Claimants proved negligence during the telephone call by showing TD Ameritrade incorrectly advised the Claimants regarding the relief to be gained from rolling their Chipotle puts. However, Claimants failed to establish evidence of their damages, if any. Charles Schwab should be dismissed with prejudice, as they had no responsibility.


The FINRA Arbitration Panel found Respondent TD Ameritrade liable and ordered it to pay to Claimants $300 to reimburse Claimants for the non-refundable portion of the claim filing fee previously paid to FINRA Dispute Resolution Services. Further, the Panel recommended the expungement of the complaint from the unnamed party's CRD having found pursuant to FINRA Rules 12805 and 2080 that the Customers' claim, allegation, or information is false based upon a finding that the trade was authorized.

Bill Singer's Comment

Virtually nothing set forth in this FINRA Arbitration Award makes any sense to me, and this Award is yet the latest exhibit in an overlong array of piss-poor-often-incomprehensible FINRA Arbitration Awards. As best I can infer, this arbitration involved an apparent dispute about

  • an "error,"
  • a rolling Chipotle put, 
  • margin, and
  • liquidations required to cover a margin call. 

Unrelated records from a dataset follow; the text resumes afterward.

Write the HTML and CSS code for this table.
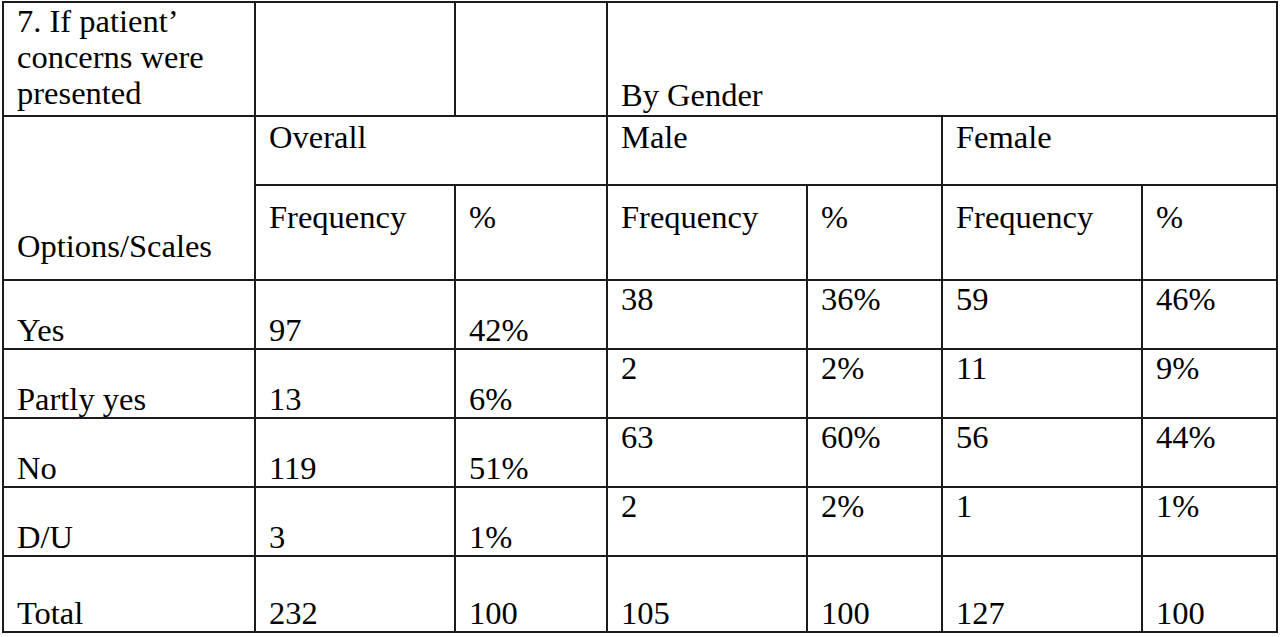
FILE: index.html
```html
<!DOCTYPE html>
<html>
<head>
<meta charset="utf-8">
<link rel="stylesheet" href="styles.css">
</head>
<body>
<table class="tbl">
  <colgroup>
    <col class="c1"><col class="c2"><col class="c3"><col class="c4"><col class="c5"><col class="c6"><col class="c7">
  </colgroup>
  <tr class="r-title">
    <td class="top">7. If patient’ concerns were presented</td>
    <td></td>
    <td></td>
    <td colspan="4" class="bottom pb2">By Gender</td>
  </tr>
  <tr class="r-group">
    <td rowspan="2" class="bottom pb15">Options/Scales</td>
    <td colspan="2" class="top pt2">Overall</td>
    <td colspan="2" class="top pt2">Male</td>
    <td colspan="2" class="top pt2">Female</td>
  </tr>
  <tr class="r-head">
    <td class="top pt13">Frequency</td>
    <td class="top pt13">%</td>
    <td class="top pt13">Frequency</td>
    <td class="top pt13">%</td>
    <td class="top pt13">Frequency</td>
    <td class="top pt13">%</td>
  </tr>
  <tr class="r-data">
    <td class="bottom">Yes</td>
    <td class="bottom">97</td>
    <td class="bottom">42%</td>
    <td class="top">38</td>
    <td class="top">36%</td>
    <td class="top">59</td>
    <td class="top">46%</td>
  </tr>
  <tr class="r-data">
    <td class="bottom">Partly yes</td>
    <td class="bottom">13</td>
    <td class="bottom">6%</td>
    <td class="top">2</td>
    <td class="top">2%</td>
    <td class="top">11</td>
    <td class="top">9%</td>
  </tr>
  <tr class="r-data">
    <td class="bottom">No</td>
    <td class="bottom">119</td>
    <td class="bottom">51%</td>
    <td class="top">63</td>
    <td class="top">60%</td>
    <td class="top">56</td>
    <td class="top">44%</td>
  </tr>
  <tr class="r-data">
    <td class="bottom">D/U</td>
    <td class="bottom">3</td>
    <td class="bottom">1%</td>
    <td class="top">2</td>
    <td class="top">2%</td>
    <td class="top">1</td>
    <td class="top">1%</td>
  </tr>
  <tr class="r-total">
    <td class="bottom">Total</td>
    <td class="bottom">232</td>
    <td class="bottom">100</td>
    <td class="bottom">105</td>
    <td class="bottom">100</td>
    <td class="bottom">127</td>
    <td class="bottom">100</td>
  </tr>
</table>
</body>
</html>
```

FILE: styles.css
```css
html, body {
  margin: 0;
  padding: 0;
  background: #ffffff;
}

body {
  padding: 1px 0 0 2px;
}

.tbl {
  border-collapse: collapse;
  table-layout: fixed;
  width: 1274px;
  font-family: "Liberation Serif", "Times New Roman", serif;
  font-size: 32.5px;
  line-height: 36px;
  color: #000000;
}

.c1 { width: 252px; }
.c2 { width: 200px; }
.c3 { width: 152px; }
.c4 { width: 200px; }
.c5 { width: 135px; }
.c6 { width: 200px; }
.c7 { width: 135px; }

.tbl td {
  border: 2px solid #1c1c1c;
  padding: 0 10px 0 13px;
}

.r-title { height: 114px; }
.r-group { height: 69px; }
.r-head { height: 95px; }
.r-data { height: 69px; }
.r-total { height: 76px; }

.tbl td.top { vertical-align: top; }
.tbl td.bottom { vertical-align: bottom; }

.tbl td.pt2 { padding-top: 2px; }
.tbl td.pt13 { padding-top: 13px; }
.tbl td.pb2 { padding-bottom: 2px; }
.tbl td.pb15 { padding-bottom: 15px; }
```
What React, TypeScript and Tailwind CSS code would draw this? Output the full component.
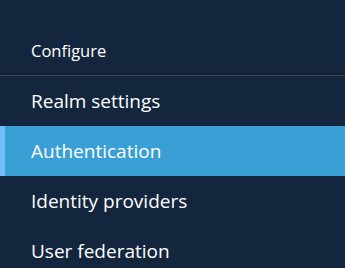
const ITEMS = ["Realm settings", "Authentication", "Identity providers", "User federation"];

export default function App() {
  const active = "Authentication";
  return (
    <div className="h-[268px] w-[345px] overflow-hidden bg-[#13263e] text-white" style={{ fontFamily: '"Open Sans", sans-serif' }}>
      <div className="flex h-[76px] items-end border-b border-[#3c4651] px-[31px] pb-[13px]">
        <span className="text-[16.5px] leading-[22px]">Configure</span>
      </div>
      <nav className="flex flex-col">
        {ITEMS.map(item => (
          <a key={item} className={"relative flex h-[50px] items-center px-[31px] text-[19px] " + (item === active ? "bg-[#3a9fd5]" : "")}>
            {item === active && <span className="absolute left-0 top-0 h-full w-[5px] bg-[#73bcf7]" />}
            {item}
          </a>
        ))}
      </nav>
    </div>
  );
}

The magnitude of the alleged error and its aftermath seem to have convinced the Claimants that they sustained over $260,000 in damages. As to what was the nature of the error, the Award says nothing beyond this:

TD Ameritrade incorrectly advised the Claimants regarding the relief to be gained from rolling their Chipotle puts

Okay, so, lemme see here . . . Claimants alleged that Respondents made an "error," and the three FINRA Arbitrators found that Respondent TD Ameritrade "incorrectly advised" Claimants about "the relief" from rolling Chipotle puts. Except we're never told in the Award the exact nature of the alleged error or the negligent advice. We're not told the terms of the trades at issue. We're not told as to the costs of the trades and/or any resulting profits or losses.

Apparently, the Arbitrators are slicin' and dicin' through the nuance of what's an "error" versus what's "incorrectly advised." Furthermore, the Arbitrators seem to have determined that incorrect advice does not rise to the level of an "error." Given the lack of any explanation in the Award about the transaction, for all we know,  the arbitrators were talking about a customer placing an order for a Chipotle burrito filled with cilantro-lime rice, black or pinto beans, meat, salsa, and cheese or sour cream.

Inexplicably -- bizarrely -- despite finding that TD Ameritrade provided incorrect advice, the FINRA Arbitration Panel somehow concluded that the Claimants' "allegation, or information is false based upon a finding that the trade was authorized." How the hell do customers authorize a trade that was recommended via incorrect advice? In an infuriating outcome, the Panel renders a slap in the face of the Claimants via a measly $300 reimbursement while, at the same time, recommending an expungement to the unnamed party. The Award does go to some pains to clarify that:

During the evidentiary hearing, before the conclusion of Claimants’ case-in-chief, Charles Schwab made an oral motion to dismiss on the grounds that Charles Schwab had no involvement with the transactions in question. Herein, the Panel grants Charles Schwab’s motion to dismiss on the basis that Charles Schwab had no involvement with the transactions in question.

Okay . . . fine . . . cross off Schwab; but that doesn't give the arbitrators a free pass when it comes to explaining why they found TD Ameritrade "liable." Of course, the bigger question is: Liable for what? And how is it that the Arbitrators awarded $300 in reimbursable filing fees but not a penny for any of the other nearly $264,000 in requested damages? Much like an over-filled bean burrito, this FINRA Arbitration Award delivers little more than gas.